72 % des personnels de recherche se disent très préoccupés ou extrêmement préoccupés par le changement climatique. Et 88 % sont tout à fait d’accord ou plutôt d’accord que l’urgence climatique exige des changements profonds dans la pratique des métiers de la recherche. Enfin, 48 % considèrent que la recherche publique doit montrer l’exemple et réduire ses émissions de plus d’un tiers.

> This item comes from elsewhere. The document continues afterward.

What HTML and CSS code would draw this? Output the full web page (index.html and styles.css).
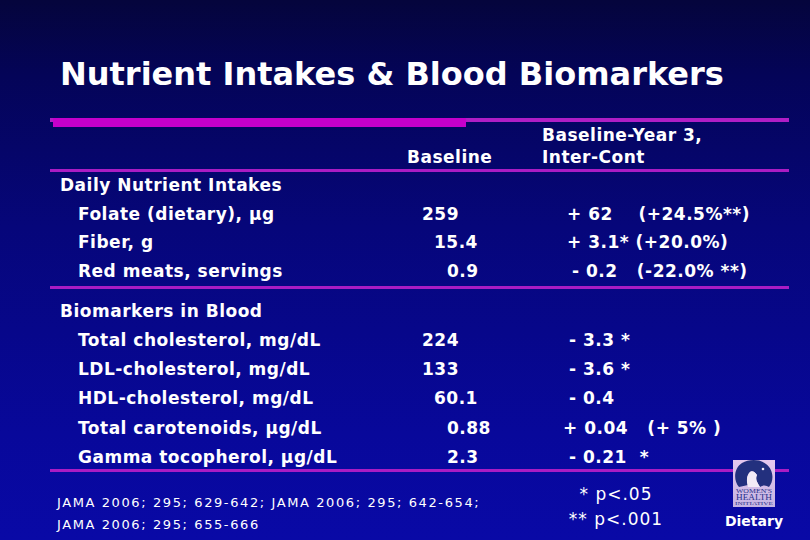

Dans une étude menée auprès de la communauté scientifique, le collectif Labos 1point5 révèle un intérêt et une sensibilité des chercheurs face à la question du changement climatique. Pour autant, les fréquents voyages professionnels en avion continuent de représenter la première cause d’émission de CO2 pour la recherche.
7 000 km par an en avion
L’avion est en effet la principale source d’émissions carbone des laboratoires ou des institutions de recherche. D’après l’enquête, en moyenne, chaque individu dans le monde de la recherche, tous personnels confondus, parcourt environ 7 000 km par an en avion. Chaque chercheur au sens large en parcourt 11 000. Et ceux qui ont pris au moins un rôle dans l’année en parcourent environ 15 000.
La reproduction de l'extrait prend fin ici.